Dr Mark McMullan has been working for more than half a decade to understand how ash dieback disease has been so deadly in Europe, yet so tame in its native range. In 2018 he published research in Nature Ecology & Evolution which showed that just one or two spores arriving from East Asia were likely responsible for the entire ash dieback invasion of Europe. It is thought that up to 95% of European ash trees will eventually succumb.

“The genetic diversity in Europe is 1/8th of the genetic diversity in just a single wood in Japan,” says Jess Peers, who recently completed a Year in Industry working alongside McMullan. “There’s a lot more diversity there that hasn’t been seen here yet - and it’s already been devastating. We’re looking into the threat a future invasion might pose.”

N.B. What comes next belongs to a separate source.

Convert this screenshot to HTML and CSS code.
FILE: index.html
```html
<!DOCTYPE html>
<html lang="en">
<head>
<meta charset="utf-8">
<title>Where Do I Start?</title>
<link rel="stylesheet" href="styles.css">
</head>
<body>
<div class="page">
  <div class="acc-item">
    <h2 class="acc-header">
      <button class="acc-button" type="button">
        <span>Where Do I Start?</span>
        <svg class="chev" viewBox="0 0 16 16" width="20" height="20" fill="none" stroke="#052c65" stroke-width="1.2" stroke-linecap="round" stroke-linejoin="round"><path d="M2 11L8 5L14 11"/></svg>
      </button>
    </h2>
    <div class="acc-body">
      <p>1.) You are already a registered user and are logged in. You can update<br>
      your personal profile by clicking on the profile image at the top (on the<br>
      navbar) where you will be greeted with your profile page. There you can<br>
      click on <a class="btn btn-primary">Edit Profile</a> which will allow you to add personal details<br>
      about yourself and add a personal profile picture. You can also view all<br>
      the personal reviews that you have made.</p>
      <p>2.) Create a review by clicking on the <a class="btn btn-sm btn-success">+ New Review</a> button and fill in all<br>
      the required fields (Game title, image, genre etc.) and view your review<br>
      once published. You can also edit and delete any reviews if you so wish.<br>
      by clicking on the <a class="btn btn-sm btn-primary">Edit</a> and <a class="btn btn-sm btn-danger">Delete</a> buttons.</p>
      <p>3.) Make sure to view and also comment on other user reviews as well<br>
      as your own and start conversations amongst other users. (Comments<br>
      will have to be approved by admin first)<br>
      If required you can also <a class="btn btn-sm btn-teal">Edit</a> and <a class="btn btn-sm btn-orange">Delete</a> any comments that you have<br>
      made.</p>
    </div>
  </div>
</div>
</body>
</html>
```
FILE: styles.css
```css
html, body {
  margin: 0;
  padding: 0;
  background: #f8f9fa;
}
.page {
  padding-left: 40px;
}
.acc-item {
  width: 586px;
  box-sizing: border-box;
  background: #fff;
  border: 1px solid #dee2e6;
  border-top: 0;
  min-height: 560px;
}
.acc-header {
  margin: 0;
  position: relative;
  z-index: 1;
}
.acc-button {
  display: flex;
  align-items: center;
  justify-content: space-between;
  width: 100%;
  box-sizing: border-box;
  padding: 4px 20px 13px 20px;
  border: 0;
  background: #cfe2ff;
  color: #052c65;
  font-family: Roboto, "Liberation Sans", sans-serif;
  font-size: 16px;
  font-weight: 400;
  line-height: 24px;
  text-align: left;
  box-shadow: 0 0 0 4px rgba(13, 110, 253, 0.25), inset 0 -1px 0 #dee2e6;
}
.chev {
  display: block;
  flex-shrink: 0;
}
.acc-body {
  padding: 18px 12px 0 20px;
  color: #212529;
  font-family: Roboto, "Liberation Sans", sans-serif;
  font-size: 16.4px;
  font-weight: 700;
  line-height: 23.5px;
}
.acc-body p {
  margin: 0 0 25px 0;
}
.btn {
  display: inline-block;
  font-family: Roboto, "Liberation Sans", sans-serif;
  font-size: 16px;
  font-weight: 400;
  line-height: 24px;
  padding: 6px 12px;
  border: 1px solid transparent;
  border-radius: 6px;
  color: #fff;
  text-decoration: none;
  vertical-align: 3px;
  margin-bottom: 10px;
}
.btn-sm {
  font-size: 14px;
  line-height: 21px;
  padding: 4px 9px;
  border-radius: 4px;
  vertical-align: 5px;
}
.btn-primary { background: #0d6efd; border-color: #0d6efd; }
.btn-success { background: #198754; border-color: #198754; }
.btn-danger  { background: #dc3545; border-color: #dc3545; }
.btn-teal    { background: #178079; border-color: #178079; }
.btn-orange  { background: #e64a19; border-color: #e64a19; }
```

That could be disastrous for Europe’s remaining ash trees. The arrival of just one more spore could introduce yet more diversity that might finally overwhelm those trees which currently show some resistance to the disease. It could also hold valuable clues about how a fungus becomes a pathogen.In its native range, such as that single wood in Japan, the ash dieback fungus is no killer, but instead thrives alongside the ash trees on which it lives.

The fungus lives as a normal saprotrophic fungus might, decomposing falling leaf matter. For European ash trees, which had never encountered the fungus, it’s been a different story - and one that McMullan and colleagues are working to understand.

That knowledge could be key to understanding not just the threat posed by ash dieback, but how plant pathogens emerge in a variety of species. In fact, Dr Nasmille Larke-Mejía - an EI scientist working on the GROW Colombia project - has recently begun to investigate a very similar story in coffee plantations.

“We’re looking at a fungus that’s normally saprophytic,” says Larke-Mejía. “It lives on dead wood, and is well studied for its bioluminescence. But out of nowhere, we find a species that can kill coffee plants.

“There are a lot of similarities with ash dieback, so I’m excited to speak with Mark and Jess to find out how they investigated it. We can use the same strategies to look for the genes that give the fungus this unusual characteristic to kill coffee.”

Michelle Grey is currently tackling a fungal disease of wheat known as take-all - analysing not just the pathogen itself, but the community of microorganisms which live in and around the roots. “To get a better understanding of how all these events occur, it’s important to recognise that there’s a lot of diversity out there that doesn’t end up infecting a crop,” she explains.

“There are all these fungi that exist in the wild which are not killers. I’m really interested in why that is.”

For McMullan, invasion biology is the skeleton key which could unlock the roots of all of these seemingly disparate diseases. “All of these pathogens invade from one environment to another,” he says. “But there are many which don’t make it. Discerning the differences is paramount if we’re to truly understand what makes agricultural pathogens - from beet rust to take-all - so devastating.”

Hélène Yvanne is a PhD CASE student on the Norwich Research Park Doctoral Training Programme.